Until the concomitant rise of MAGA and MEGA, which are both defined by their grassroots appeal, transatlantic political cooperation was mostly an elite project. Tories and Christian Democrats would annually visit the GOP presidential convention while Labourites and social democrats crashed the Democratic one. Collaboration also took place outside the transatlantic space, far away from the attention of actual voters. Earnest democracy-builders at legacy Cold War institutions like the International Republican Institute (affiliated with the Republican Party) and the National Democratic Institute (affiliated with the Democrats) mentored fledgling democrats in Asia, Africa, Latin America and the former Soviet Union alongside colleagues from the Konrad-Adenauer Foundation (CDU) and the Friedrich Ebert Foundation (SPD). Internationalist to their core, these institutions have been gutted by the Trump administration, and their futures remain in doubt as America turns inward. Also gone is the expectation among allies that the foreign policy of the United States will maintain some basic level of consistency from administration to administration.

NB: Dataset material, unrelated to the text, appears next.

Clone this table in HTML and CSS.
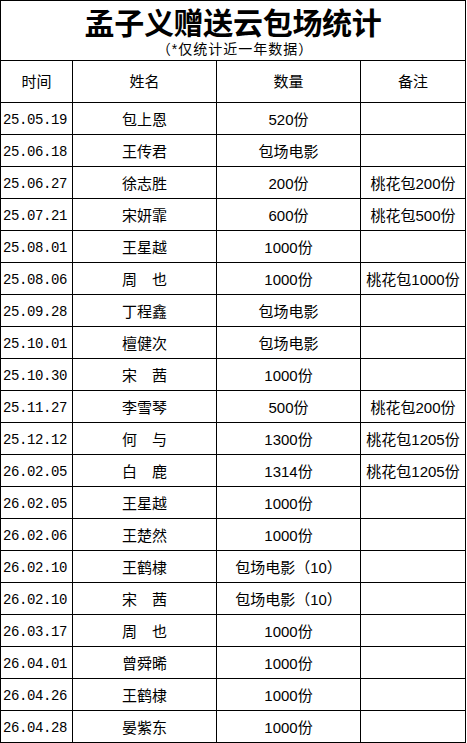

It's a paradox of our times that the political parties in the West cooperating most closely at the international level are nationalist forces pledging to close borders, withdraw from international institutions and oppose multiculturalism. Whether these parties will get along so swimmingly once they are in power is a question that has yet to be tested. Until that day, they stand united on the martyrdom of one young American man, a force of nature in life whose death may prove to be the catalyst for a global political awakening.